It takes a lot of work to build trust among the homeless and mentally ill in our community, and that is exactly what Compass Health has done with its drop-in clinic.
Today will mark the start of a rough time for many in our area who relied upon the clinic not only for food and shelter, but friendship and a sense of belonging. Some might be able to handle the clinic’s closure, but others who understood just yesterday that the doors would be closed today might not even be able to remember that now, said Terry Clark, a director for Compass Health.
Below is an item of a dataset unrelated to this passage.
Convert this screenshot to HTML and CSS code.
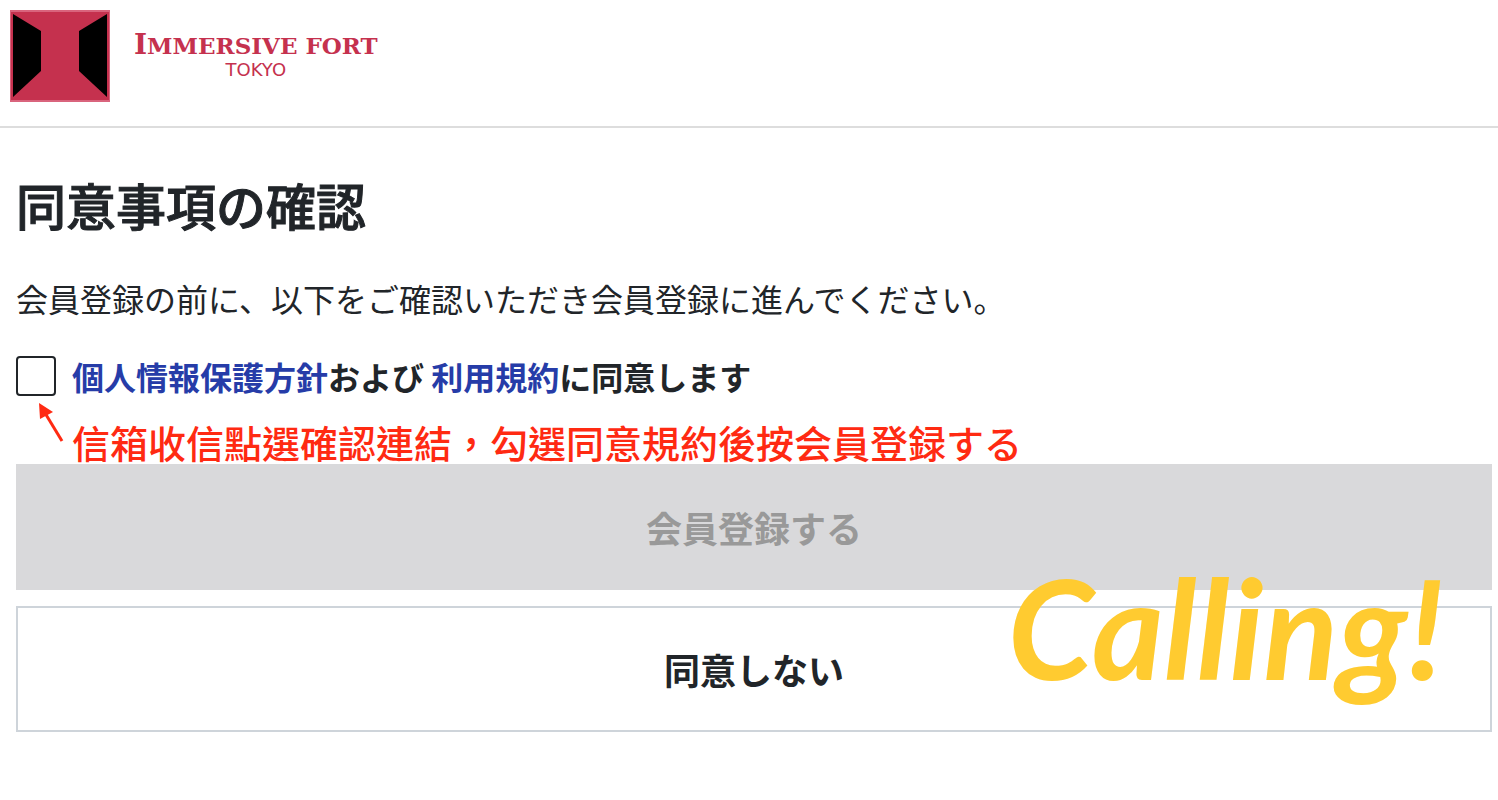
FILE: index.html
```html
<!DOCTYPE html>
<html lang="ja">
<head>
  <meta charset="UTF-8">
  <meta name="viewport" content="width=device-width, initial-scale=1.0">
  <title>同意事項の確認</title>
  <link rel="stylesheet" href="styles.css">
</head>
<body>
  <header class="site-header">
    <svg class="logo-mark" xmlns="http://www.w3.org/2000/svg" width="100" height="92" viewBox="0 0 100 92" aria-hidden="true">
      <path fill="#d9647d" d="M0 0h100v92H0z"/>
      <path fill="#c5314e" d="M1 2h98v88H1z"/>
      <path fill="#000" d="M3 4l28 17v40L3 87zM97 4L69 21v40l28 26z"/>
    </svg>
    <div class="logo-text">
      <span class="logo-name"><span class="logo-initial">I</span>MMERSIVE FORT</span>
      <span class="logo-city">TOKYO</span>
    </div>
  </header>

  <main class="content">
    <h1>同意事項の確認</h1>
    <p class="lead">会員登録の前に、以下をご確認いただき会員登録に進んでください。</p>
    <form>
      <div class="agree">
        <input type="checkbox" id="agree">
        <label for="agree"><a href="#">個人情報保護方針</a>および <a href="#">利用規約</a>に同意します</label>
      </div>
      <div class="note">
        <svg xmlns="http://www.w3.org/2000/svg" width="56" height="68" viewBox="0 0 56 68" aria-hidden="true">
          <path stroke="#ff2a12" stroke-width="3" d="M46 45L29 17"/>
          <path fill="#ff2a12" d="M23 7l14 9-13 7z"/>
        </svg>
        <span lang="zh-Hant">信箱收信點選確認連結，勾選同意規約後按会員登録する</span>
      </div>
      <div class="buttons">
        <button type="submit" class="btn btn-submit" disabled>会員登録する</button>
        <button type="button" class="btn btn-cancel">同意しない</button>
        <span class="watermark">Calling!</span>
      </div>
    </form>
  </main>
</body>
</html>
```
FILE: styles.css
```css
* {
  box-sizing: border-box;
}

body {
  margin: 0;
  background: #fff;
  color: #212529;
  font-family: "Noto Sans CJK JP", sans-serif;
}

.site-header {
  display: flex;
  align-items: flex-start;
  gap: 24px;
  padding: 10px 10px 24px;
  border-bottom: 2px solid #ddd;
}

.logo-mark {
  display: block;
}

.logo-text {
  display: flex;
  flex-direction: column;
  align-items: center;
  padding-top: 20px;
  color: #c5314e;
}

.logo-name {
  font: bold 23px/30px "DejaVu Serif", serif;
}

.logo-initial {
  font-size: 28px;
}

.logo-city {
  font: 18px/18px "DejaVu Sans", sans-serif;
}

.content {
  padding: 44px 6px 64px 16px;
}

h1 {
  margin: 0 0 38px;
  font-size: 50px;
  line-height: 64px;
  font-weight: 500;
  -webkit-text-stroke: 1px #212529;
}

.lead {
  margin: 0 0 34px;
  font-size: 32px;
  line-height: 48px;
}

.agree {
  display: flex;
  align-items: flex-start;
  gap: 16px;
  font-size: 32px;
  line-height: 40px;
  font-weight: bold;
}

.agree input {
  appearance: none;
  flex: none;
  width: 40px;
  height: 40px;
  margin: 0;
  border: 2px solid #212529;
  border-radius: 4px;
  background: #fff;
}

.agree input:checked {
  background: #263ca8;
}

.agree a {
  color: #263ca8;
  text-decoration: none;
}

.note {
  display: flex;
  align-items: flex-end;
  color: #ff2a12;
  font-family: "Noto Sans CJK TC", sans-serif;
  font-size: 38px;
  line-height: 44px;
  font-weight: 500;
}

.note svg {
  flex: none;
}

.buttons {
  position: relative;
  display: flex;
  flex-direction: column;
  gap: 16px;
}

.btn {
  padding: 36px 16px;
  border: 2px solid #ced4da;
  background: #fff;
  color: #212529;
  font-family: inherit;
  font-size: 36px;
  line-height: 50px;
  font-weight: bold;
  cursor: pointer;
}

.btn-submit {
  border-color: #d9d9db;
  background: #d9d9db;
  color: #999;
  cursor: default;
}

/* slogan lying over the buttons */
.watermark {
  position: absolute;
  right: 48px;
  bottom: 36px;
  color: #ffcb30;
  font: italic bold 138px/138px Lato, sans-serif;
  pointer-events: none;
}
```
A change in, or a clamp-down on, Medicaid rules – depending on how you look at it – has stripped the clinic of roughly $100,000 a year. Throughout the state, the loss is a staggering $41 million. As local legislators have pointed out, we have a responsibility to take care of those who cannot take care of themselves and it’s much more cost effective to help them before their problems get worse. While the state must find a long-term solution to the matter, we can address some problems locally – just as this community did when it came forward to make the Providence Everett Healthcare Clinic a reality.
Compass Health needs $62,000 a year to open the clinic again and keep it operating on a very scaled-back level. At least one organization has come forward offering substantial chunks of money for this year and next, as well as help finding matching funds. Church groups have offered possible assistance, too. And others have promised to maintain financial support for food.
About 500 new people stop by the clinic each year, Clark said. Roughly 30 percent are diagnosed with a mental illness. The others are referred to appropriate programs in the community. Of those with a mental illness, nearly all get into treatment and 90 percent of them get into housing. Many who are on their own now but still suffer from mental illness still come by to visit, too.
Caseworkers will do their best to visit those who would have come to the clinic and offer them sack breakfasts and lunches. But it’s unlikely they’ll be able to reach the number of people they did before. Word of mouth brought many homeless and mentally ill people to the clinic, getting them off the streets and into treatment.
The people who visit the drop-in clinic might be the kind you’d cross the street to avoid, but at the clinic they find community, safety and a meal or two.
“We care about them and they know that,” Clark said. “Everybody needs that.”